··· AVAILABLE DATA

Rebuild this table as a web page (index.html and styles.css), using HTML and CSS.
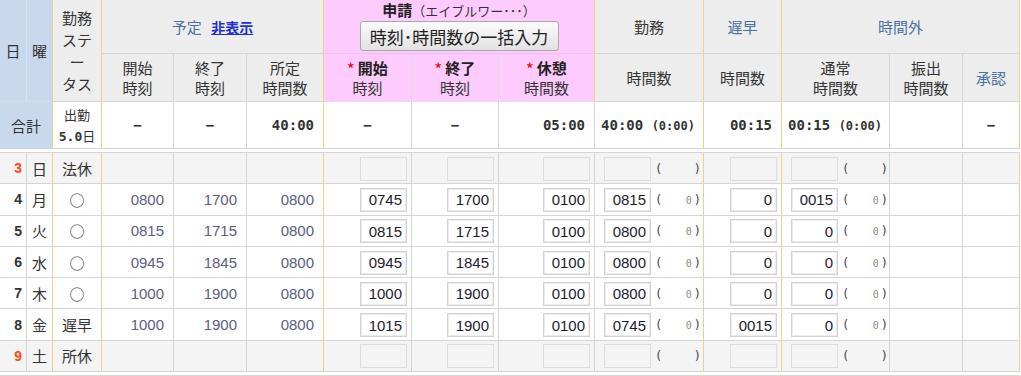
FILE: index.html
```html
<!DOCTYPE html>
<html lang="ja">
<head>
<meta charset="utf-8">
<title>勤務表</title>
<link rel="stylesheet" href="styles.css">
</head>
<body>
<table class="att">
  <colgroup>
    <col class="c1"><col class="c2"><col class="c3"><col class="c4"><col class="c5"><col class="c6"><col class="c7">
    <col class="c8"><col class="c9"><col class="c10"><col class="c11"><col class="c12"><col class="c13"><col class="c14">
  </colgroup>
  <thead>
    <tr class="h1">
      <th rowspan="2" class="blue bl">日</th>
      <th rowspan="2" class="blue ob">曜</th>
      <th rowspan="2" class="status ob">勤務<br>ステ<br>ー<br>タス</th>
      <th colspan="3" class="bt ob">予定 <a class="hide" href="#">非表示</a></th>
      <th colspan="3" class="pink ob req">
        <div class="req-ttl"><b>申請</b><span class="req-sub">（エイブルワー･･･）</span></div>
        <button class="bulk" type="button">時刻･時間数の一括入力</button>
      </th>
      <th class="ob">勤務</th>
      <th class="bt ob">遅早</th>
      <th colspan="3" class="bt ob">時間外</th>
    </tr>
    <tr class="h2">
      <th>開始<br>時刻</th>
      <th>終了<br>時刻</th>
      <th class="ob">所定<br>時間数</th>
      <th class="pink pl"><b><span class="ast">*</span> 開始</b><br>時刻</th>
      <th class="pink pl"><b><span class="ast">*</span> 終了</b><br>時刻</th>
      <th class="pink ob"><b><span class="ast">*</span> 休憩</b><br>時間数</th>
      <th class="ob">時間数</th>
      <th class="ob">時間数</th>
      <th>通常<br>時間数</th>
      <th>振出<br>時間数</th>
      <th class="bt ob">承認</th>
    </tr>
  </thead>
  <tbody>
    <tr class="tot">
      <td colspan="2" class="blue ob tot-l">合計</td>
      <td class="ob days"><span class="sm">出勤</span><br><span class="mono">5.0</span><span class="sm">日</span></td>
      <td class="dash">−</td>
      <td class="dash">−</td>
      <td class="ob mono r">40:00</td>
      <td class="dash">−</td>
      <td class="dash">−</td>
      <td class="mono r">05:00</td>
      <td class="ob mono l">40:00 <span class="msm">(0:00)</span></td>
      <td class="ob mono r">00:15</td>
      <td class="mono l">00:15 <span class="msm">(0:00)</span></td>
      <td></td>
      <td class="ob dash">−</td>
    </tr>
    <tr class="sep"><td colspan="14"></td></tr>
    <tr class="row off">
      <td class="d hol">3</td><td class="w ob">日</td><td class="st ob">法休</td>
      <td></td><td></td><td class="ob"></td>
      <td class="in"><input type="text" value=""></td>
      <td class="in"><input type="text" value=""></td>
      <td class="in"><input type="text" value=""></td>
      <td class="wk ob"><input type="text" value=""><span class="pr"><i>(</i><i>)</i></span></td>
      <td class="in ob"><input type="text" value=""></td>
      <td class="wk"><input type="text" value=""><span class="pr"><i>(</i><i>)</i></span></td>
      <td></td><td class="ob"></td>
    </tr>
    <tr class="row">
      <td class="d">4</td><td class="w ob">月</td><td class="st ob">○</td>
      <td class="n">0800</td><td class="n">1700</td><td class="n ob">0800</td>
      <td class="in"><input type="text" value="0745"></td>
      <td class="in"><input type="text" value="1700"></td>
      <td class="in"><input type="text" value="0100"></td>
      <td class="wk ob"><input type="text" value="0815"><span class="pr"><i>(</i><i><b>0</b>)</i></span></td>
      <td class="in ob"><input type="text" value="0"></td>
      <td class="wk"><input type="text" value="0015"><span class="pr"><i>(</i><i><b>0</b>)</i></span></td>
      <td></td><td class="ob"></td>
    </tr>
    <tr class="row">
      <td class="d">5</td><td class="w ob">火</td><td class="st ob">○</td>
      <td class="n">0815</td><td class="n">1715</td><td class="n ob">0800</td>
      <td class="in"><input type="text" value="0815"></td>
      <td class="in"><input type="text" value="1715"></td>
      <td class="in"><input type="text" value="0100"></td>
      <td class="wk ob"><input type="text" value="0800"><span class="pr"><i>(</i><i><b>0</b>)</i></span></td>
      <td class="in ob"><input type="text" value="0"></td>
      <td class="wk"><input type="text" value="0"><span class="pr"><i>(</i><i><b>0</b>)</i></span></td>
      <td></td><td class="ob"></td>
    </tr>
    <tr class="row">
      <td class="d">6</td><td class="w ob">水</td><td class="st ob">○</td>
      <td class="n">0945</td><td class="n">1845</td><td class="n ob">0800</td>
      <td class="in"><input type="text" value="0945"></td>
      <td class="in"><input type="text" value="1845"></td>
      <td class="in"><input type="text" value="0100"></td>
      <td class="wk ob"><input type="text" value="0800"><span class="pr"><i>(</i><i><b>0</b>)</i></span></td>
      <td class="in ob"><input type="text" value="0"></td>
      <td class="wk"><input type="text" value="0"><span class="pr"><i>(</i><i><b>0</b>)</i></span></td>
      <td></td><td class="ob"></td>
    </tr>
    <tr class="row">
      <td class="d">7</td><td class="w ob">木</td><td class="st ob">○</td>
      <td class="n">1000</td><td class="n">1900</td><td class="n ob">0800</td>
      <td class="in"><input type="text" value="1000"></td>
      <td class="in"><input type="text" value="1900"></td>
      <td class="in"><input type="text" value="0100"></td>
      <td class="wk ob"><input type="text" value="0800"><span class="pr"><i>(</i><i><b>0</b>)</i></span></td>
      <td class="in ob"><input type="text" value="0"></td>
      <td class="wk"><input type="text" value="0"><span class="pr"><i>(</i><i><b>0</b>)</i></span></td>
      <td></td><td class="ob"></td>
    </tr>
    <tr class="row">
      <td class="d">8</td><td class="w ob">金</td><td class="st ob">遅早</td>
      <td class="n">1000</td><td class="n">1900</td><td class="n ob">0800</td>
      <td class="in"><input type="text" value="1015"></td>
      <td class="in"><input type="text" value="1900"></td>
      <td class="in"><input type="text" value="0100"></td>
      <td class="wk ob"><input type="text" value="0745"><span class="pr"><i>(</i><i><b>0</b>)</i></span></td>
      <td class="in ob"><input type="text" value="0015"></td>
      <td class="wk"><input type="text" value="0"><span class="pr"><i>(</i><i><b>0</b>)</i></span></td>
      <td></td><td class="ob"></td>
    </tr>
    <tr class="row off">
      <td class="d hol">9</td><td class="w ob">土</td><td class="st ob">所休</td>
      <td></td><td></td><td class="ob"></td>
      <td class="in"><input type="text" value=""></td>
      <td class="in"><input type="text" value=""></td>
      <td class="in"><input type="text" value=""></td>
      <td class="wk ob"><input type="text" value=""><span class="pr"><i>(</i><i>)</i></span></td>
      <td class="in ob"><input type="text" value=""></td>
      <td class="wk"><input type="text" value=""><span class="pr"><i>(</i><i>)</i></span></td>
      <td></td><td class="ob"></td>
    </tr>
  </tbody>
</table>
<div class="foot"></div>
</body>
</html>
```

FILE: styles.css
```css
body {
  margin: 0;
  background: #fff;
  color: #333;
  font-family: "Noto Sans CJK JP", "Noto Sans", sans-serif;
  font-size: 15px;
}

.att {
  border-collapse: separate;
  border-spacing: 0;
  table-layout: fixed;
  width: 1020px;
}

.c1 { width: 27px; }
.c2 { width: 26px; }
.c3 { width: 49px; }
.c4 { width: 72px; }
.c5 { width: 73px; }
.c6 { width: 77px; }
.c7 { width: 88px; }
.c8 { width: 87px; }
.c9 { width: 96px; }
.c10 { width: 109px; }
.c11 { width: 78px; }
.c12 { width: 108px; }
.c13 { width: 73px; }
.c14 { width: 57px; }

.att th,
.att td {
  padding: 0;
  border-right: 1px solid #d6d6d6;
  border-bottom: 1px solid #d6d6d6;
  box-sizing: border-box;
  vertical-align: middle;
}

.att th {
  background: #ededed;
  font-weight: normal;
  font-size: 15px;
  line-height: 20px;
  text-align: center;
  color: #333;
}

.att .ob { border-right-color: #f5cf87; }

.h1 { height: 54px; }
.h2 { height: 48px; }

.att .blue { background: #c8d9ee; }
.att th.bl { border-right-color: #dbe3ec; }
.att th.blue { border-bottom-color: #d3dbe4; }

.status { line-height: 22px !important; }

.att .bt { color: #4a6fa3; }

.hide {
  color: #1f2fd6;
  font-weight: bold;
  font-size: 14px;
  margin-left: 6px;
}

.att th.pink { background: #fdcbfd; }
.att th.pl { border-right-color: #dcdcdc; }
.h1 th.pink { border-bottom-color: #f2c0f2; }
.h2 th.pink { border-bottom-color: #fdcbfd; }

.att th.req { vertical-align: top; }
.req-ttl {
  height: 20px;
  line-height: 20px;
  font-size: 15px;
}
.req-ttl b { font-weight: bold; color: #222; }
.req-sub { font-size: 13px; color: #333; }

.bulk {
  display: block;
  margin: 1px auto 0;
  width: 199px;
  height: 30px;
  padding: 0;
  border: 1px solid #a8a8a8;
  border-radius: 3px;
  background: linear-gradient(#fbfbfb, #e2e2e2);
  font-family: "Noto Sans CJK JP", sans-serif;
  font-size: 17px;
  color: #222;
}

.h2 b { font-weight: bold; color: #222; }
.ast { color: #e8141a; font-size: 14px; }

/* total row */
.tot { height: 47px; }
.tot td { background: #fff; text-align: center; }
.att td.tot-l { background: #c8d9ee; font-size: 15px; }
.days { line-height: 20px; }
.sm { font-size: 13px; }
.mono {
  font-family: "DejaVu Sans Mono", "Liberation Mono", monospace;
  font-weight: bold;
  font-size: 14px;
  color: #333;
}
.days .mono { font-size: 13px; }
.msm { font-size: 12px; }
.att td.r { text-align: right; padding-right: 9px; }
.att td.l { text-align: left; padding-left: 6px; }
.dash {
  font-family: "DejaVu Sans Mono", monospace;
  font-weight: bold;
  font-size: 14px;
}

.sep { height: 4px; }
.sep td { border-right: none; background: #fff; }

/* data rows */
.row { height: 31.3px; }
.row td { background: #fff; }
.row.off td { background: #f4f4f4; }

.d {
  text-align: right;
  padding-right: 4px !important;
  font-family: "Liberation Sans", sans-serif;
  font-weight: bold;
  font-size: 14px;
  color: #333;
}
.d.hol { color: #ff4a12; }
.w, .st { text-align: center; font-size: 15px; }
.st { font-size: 15px; }

.n {
  text-align: right;
  padding-right: 9px !important;
  font-family: "Liberation Sans", sans-serif;
  font-size: 15px;
  color: #5d5d80;
}

.row input {
  width: 47px;
  height: 24px;
  box-sizing: border-box;
  margin: 0;
  padding: 0 4px 0 0;
  border: 1px solid #d2d2d2;
  box-shadow: inset 0 0 0 1px #ececec;
  background: #fff;
  text-align: right;
  font-family: "Liberation Sans", sans-serif;
  font-size: 15px;
  color: #1c1c30;
  vertical-align: middle;
  outline: none;
}
.row.off input { background: #f4f4f4; border-color: #dcdcdc; box-shadow: none; }

.in { text-align: right; padding-right: 4px !important; }
.wk { text-align: left; padding-left: 9px !important; white-space: nowrap; }

.pr {
  display: inline-flex;
  justify-content: space-between;
  align-items: center;
  width: 46px;
  margin-left: 4px;
  vertical-align: middle;
  font-family: "DejaVu Sans Mono", monospace;
  font-size: 12px;
  color: #444;
}
.pr i { font-style: normal; }
.pr b {
  font-weight: normal;
  font-size: 10px;
  color: #978a7c;
  margin-right: 2px;
}

.foot {
  margin-top: 3px;
  border-top: 1px solid #d6d6d6;
  width: 1020px;
}
```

······

= WHAT YOU SHOULD DO =
Look through the data above. Copy every line with the string "table" in it.

= OUTPUT =
Rebuild this table as a web page (index.html and styles.css), using HTML and CSS.
<table class="att">
</table>
  table-layout: fixed;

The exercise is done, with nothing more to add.